Suena un poco raro, política y éticamente, ponerse a discutir quién era peor tratado en 1830. Más allá de la torpeza del argumento, estoy de acuerdo en que se podría incorporar toda una serie de relaciones de poder conflictivas para complejizar la relación blanco-negro en Uruguay, como el género o, por qué no, la situación de los asalariados, entre otras posibilidades. Es una linda agenda para futuras investigaciones, siempre y cuando no se trate de desvestir a una víctima para tapar a otra. Desde mi punto de vista se debe partir de un rechazo universal a cualquier forma de explotación del hombre por el hombre.
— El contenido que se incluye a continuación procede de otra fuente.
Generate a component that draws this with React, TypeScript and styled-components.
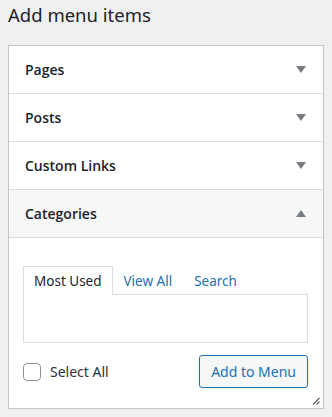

Pero entiendo que en eso consiste mi “idealismo social”.
Coda
Al final de la nota Muniz termina “extrañando” en mi libro “la obra misma de Jacinto Ventura de Molina, sin tanta necesidad de ponerla en contexto”. Es raro que extrañe la obra de Molina porque hay dos antologías publicadas en Montevideo: una de los investigadores William Acree y Alex Borucki (2008); y otra elaborada bajo mi coordinación y en co-autoría con José Manuel Barrios y Adriana Pitetta (2008), disponible en el portal Colibrí de la UdelaR.
Este libro es el final de un proceso que comenzó en 2003, y que dio tres productos distintos: una primera aproximación ensayística en 2007 (El licenciado negro, publicada por Trilce), la antología que mencioné antes, y la tesis en cuestión. El objetivo fue dar un contexto adecuado a las prácticas escriturarias de Molina, porque sin ese contexto, sin las tramas de significación que las constituyen, tendrían poco sentido.
Pienso que es imposible entender un artefacto textual sin las tramas de significación que lo hacen posible, tanto en el momento en que es producido por un sujeto -singular-, en un determinado espacio y tiempo concretos; como en el proceso de selección, de ingreso o exclusión, dentro de una tradición de lectura o de una lectura de la tradición.